- _Objective_: Extract exactly the lines from the top of the records through the line containing "const [mode, setMode]", and keep pictures out of the copy.

[Dataset excerpt]
▬▬▬▬▬▬
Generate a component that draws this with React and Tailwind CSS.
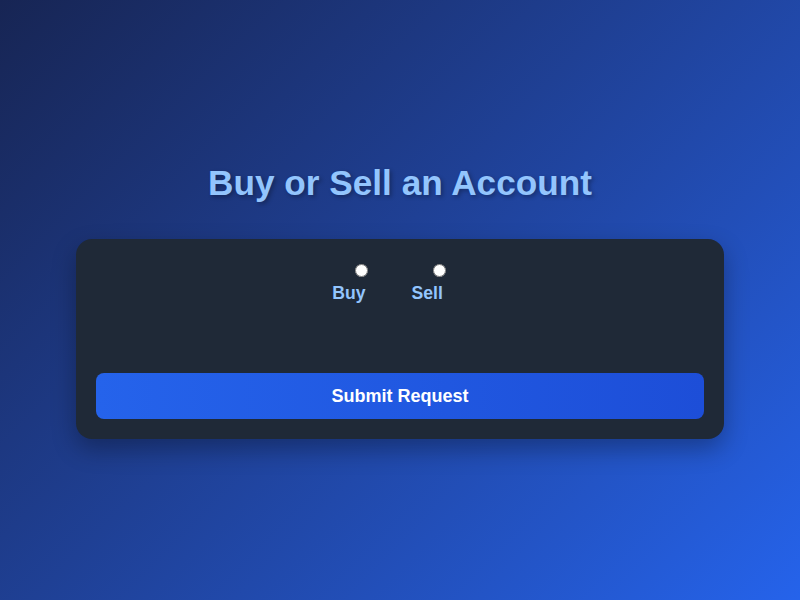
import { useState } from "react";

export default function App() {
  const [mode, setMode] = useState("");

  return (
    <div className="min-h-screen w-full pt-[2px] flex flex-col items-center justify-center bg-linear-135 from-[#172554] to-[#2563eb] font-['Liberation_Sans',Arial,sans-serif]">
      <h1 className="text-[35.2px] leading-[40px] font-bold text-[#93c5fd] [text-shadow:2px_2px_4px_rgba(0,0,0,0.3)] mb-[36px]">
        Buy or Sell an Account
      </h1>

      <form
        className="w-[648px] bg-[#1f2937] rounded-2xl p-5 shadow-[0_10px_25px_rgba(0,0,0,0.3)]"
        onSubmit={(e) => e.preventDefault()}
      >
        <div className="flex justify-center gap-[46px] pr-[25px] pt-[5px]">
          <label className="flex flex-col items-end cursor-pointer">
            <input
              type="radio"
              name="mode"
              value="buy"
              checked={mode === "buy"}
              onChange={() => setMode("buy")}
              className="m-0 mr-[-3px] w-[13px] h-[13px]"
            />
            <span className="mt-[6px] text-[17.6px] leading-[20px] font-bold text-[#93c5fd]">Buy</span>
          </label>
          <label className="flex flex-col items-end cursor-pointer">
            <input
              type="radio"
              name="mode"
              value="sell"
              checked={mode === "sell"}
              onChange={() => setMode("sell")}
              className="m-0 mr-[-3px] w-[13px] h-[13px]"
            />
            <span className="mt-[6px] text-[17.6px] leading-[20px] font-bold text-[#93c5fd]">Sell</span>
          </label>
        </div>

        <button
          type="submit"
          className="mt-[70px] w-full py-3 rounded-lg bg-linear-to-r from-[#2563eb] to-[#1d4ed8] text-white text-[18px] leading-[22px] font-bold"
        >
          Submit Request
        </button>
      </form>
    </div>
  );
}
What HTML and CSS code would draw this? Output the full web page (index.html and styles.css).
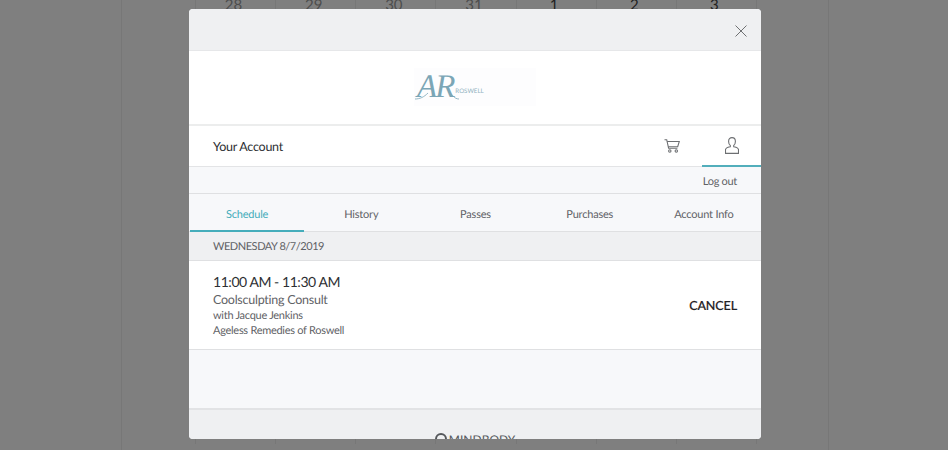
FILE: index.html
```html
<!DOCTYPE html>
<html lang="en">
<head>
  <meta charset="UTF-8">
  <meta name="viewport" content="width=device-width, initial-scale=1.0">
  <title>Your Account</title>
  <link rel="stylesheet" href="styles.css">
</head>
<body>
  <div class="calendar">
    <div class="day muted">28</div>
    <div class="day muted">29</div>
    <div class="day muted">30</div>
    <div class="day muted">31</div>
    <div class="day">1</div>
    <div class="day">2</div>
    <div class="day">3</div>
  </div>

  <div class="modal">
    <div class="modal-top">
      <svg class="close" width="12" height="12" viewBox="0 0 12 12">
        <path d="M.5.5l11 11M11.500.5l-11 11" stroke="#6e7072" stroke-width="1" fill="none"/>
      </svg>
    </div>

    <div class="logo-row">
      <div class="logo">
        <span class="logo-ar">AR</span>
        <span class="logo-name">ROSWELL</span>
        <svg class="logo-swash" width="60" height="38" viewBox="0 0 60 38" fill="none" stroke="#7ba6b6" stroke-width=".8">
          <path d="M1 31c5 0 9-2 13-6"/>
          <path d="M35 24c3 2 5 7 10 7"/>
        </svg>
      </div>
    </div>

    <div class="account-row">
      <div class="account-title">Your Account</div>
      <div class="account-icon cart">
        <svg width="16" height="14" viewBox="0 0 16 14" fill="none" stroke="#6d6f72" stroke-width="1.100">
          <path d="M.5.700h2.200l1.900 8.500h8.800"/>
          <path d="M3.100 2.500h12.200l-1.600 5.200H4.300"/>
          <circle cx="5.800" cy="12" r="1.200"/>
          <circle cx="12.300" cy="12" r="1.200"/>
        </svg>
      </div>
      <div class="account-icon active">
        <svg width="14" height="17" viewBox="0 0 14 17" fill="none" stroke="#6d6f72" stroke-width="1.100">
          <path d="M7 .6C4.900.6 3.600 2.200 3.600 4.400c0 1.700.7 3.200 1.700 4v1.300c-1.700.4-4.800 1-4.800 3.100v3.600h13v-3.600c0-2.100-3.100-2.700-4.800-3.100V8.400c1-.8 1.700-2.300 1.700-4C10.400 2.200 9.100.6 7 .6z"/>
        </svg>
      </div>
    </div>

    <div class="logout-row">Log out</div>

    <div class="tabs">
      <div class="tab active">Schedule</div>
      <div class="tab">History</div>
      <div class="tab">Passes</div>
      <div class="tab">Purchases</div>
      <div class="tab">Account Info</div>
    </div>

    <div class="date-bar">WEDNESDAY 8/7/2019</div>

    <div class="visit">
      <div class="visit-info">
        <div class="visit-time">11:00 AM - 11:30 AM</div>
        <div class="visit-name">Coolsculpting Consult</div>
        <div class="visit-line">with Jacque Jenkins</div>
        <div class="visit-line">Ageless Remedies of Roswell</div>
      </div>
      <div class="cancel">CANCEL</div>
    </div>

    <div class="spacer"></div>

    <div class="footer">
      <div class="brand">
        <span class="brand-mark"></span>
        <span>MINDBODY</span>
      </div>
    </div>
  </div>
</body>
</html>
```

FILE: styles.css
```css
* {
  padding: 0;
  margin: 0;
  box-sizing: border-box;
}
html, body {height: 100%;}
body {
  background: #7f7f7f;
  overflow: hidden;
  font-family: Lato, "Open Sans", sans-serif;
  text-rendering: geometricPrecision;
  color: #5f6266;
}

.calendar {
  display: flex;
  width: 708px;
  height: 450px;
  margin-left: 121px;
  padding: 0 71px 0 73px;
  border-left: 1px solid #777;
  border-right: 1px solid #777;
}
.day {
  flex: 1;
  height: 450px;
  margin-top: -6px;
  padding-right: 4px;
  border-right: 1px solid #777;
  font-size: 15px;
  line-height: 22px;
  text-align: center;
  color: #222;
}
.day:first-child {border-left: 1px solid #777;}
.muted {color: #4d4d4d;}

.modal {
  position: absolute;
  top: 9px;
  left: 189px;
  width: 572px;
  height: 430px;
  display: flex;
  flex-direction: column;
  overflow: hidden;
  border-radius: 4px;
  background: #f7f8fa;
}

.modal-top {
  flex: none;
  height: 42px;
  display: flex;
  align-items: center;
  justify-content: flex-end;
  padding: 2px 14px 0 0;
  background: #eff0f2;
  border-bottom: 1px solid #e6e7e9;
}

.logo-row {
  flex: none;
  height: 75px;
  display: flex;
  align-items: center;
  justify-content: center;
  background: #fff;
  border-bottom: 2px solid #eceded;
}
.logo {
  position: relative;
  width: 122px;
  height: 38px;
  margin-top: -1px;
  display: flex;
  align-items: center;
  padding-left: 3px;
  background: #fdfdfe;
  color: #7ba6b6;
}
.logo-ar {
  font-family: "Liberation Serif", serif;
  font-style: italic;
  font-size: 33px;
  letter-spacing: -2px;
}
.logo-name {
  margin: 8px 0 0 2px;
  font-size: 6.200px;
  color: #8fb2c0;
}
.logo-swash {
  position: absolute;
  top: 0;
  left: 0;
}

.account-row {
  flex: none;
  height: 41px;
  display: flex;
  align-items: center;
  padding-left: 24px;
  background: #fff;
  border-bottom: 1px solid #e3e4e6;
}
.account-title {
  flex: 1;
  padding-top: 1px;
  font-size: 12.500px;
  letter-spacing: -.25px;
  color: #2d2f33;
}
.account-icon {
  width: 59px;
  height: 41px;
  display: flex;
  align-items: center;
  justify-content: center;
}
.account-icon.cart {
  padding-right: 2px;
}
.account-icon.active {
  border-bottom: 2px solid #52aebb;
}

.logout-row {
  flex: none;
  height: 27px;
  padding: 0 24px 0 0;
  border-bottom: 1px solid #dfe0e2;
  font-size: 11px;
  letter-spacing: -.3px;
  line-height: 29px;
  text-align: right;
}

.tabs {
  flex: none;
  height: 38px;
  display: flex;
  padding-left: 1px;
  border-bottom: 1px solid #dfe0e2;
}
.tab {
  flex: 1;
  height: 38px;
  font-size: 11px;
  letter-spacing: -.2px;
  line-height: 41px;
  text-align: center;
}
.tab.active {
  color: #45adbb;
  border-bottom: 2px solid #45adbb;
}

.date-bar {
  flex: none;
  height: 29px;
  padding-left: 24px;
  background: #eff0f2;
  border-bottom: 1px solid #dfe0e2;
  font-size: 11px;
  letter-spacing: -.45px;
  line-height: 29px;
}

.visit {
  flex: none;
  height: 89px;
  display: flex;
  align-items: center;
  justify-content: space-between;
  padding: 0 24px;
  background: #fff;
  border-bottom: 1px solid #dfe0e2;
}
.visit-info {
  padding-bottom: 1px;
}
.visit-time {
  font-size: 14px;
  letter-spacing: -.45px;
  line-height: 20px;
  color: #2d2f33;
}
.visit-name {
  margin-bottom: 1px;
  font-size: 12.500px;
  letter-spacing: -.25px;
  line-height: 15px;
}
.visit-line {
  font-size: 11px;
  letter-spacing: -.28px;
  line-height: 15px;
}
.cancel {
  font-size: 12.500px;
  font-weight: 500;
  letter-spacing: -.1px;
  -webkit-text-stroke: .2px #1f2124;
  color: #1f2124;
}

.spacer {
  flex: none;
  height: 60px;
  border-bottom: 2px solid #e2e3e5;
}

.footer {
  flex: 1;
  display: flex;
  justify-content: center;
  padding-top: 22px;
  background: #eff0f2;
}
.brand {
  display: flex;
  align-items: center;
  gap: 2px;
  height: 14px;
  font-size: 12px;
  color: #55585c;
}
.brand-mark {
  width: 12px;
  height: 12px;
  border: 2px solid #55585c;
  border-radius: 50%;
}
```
▬▬▬▬▬▬
- _Written response_:
Generate a component that draws this with React and Tailwind CSS.
import { useState } from "react";

export default function App() {
  const [mode, setMode] = useState("");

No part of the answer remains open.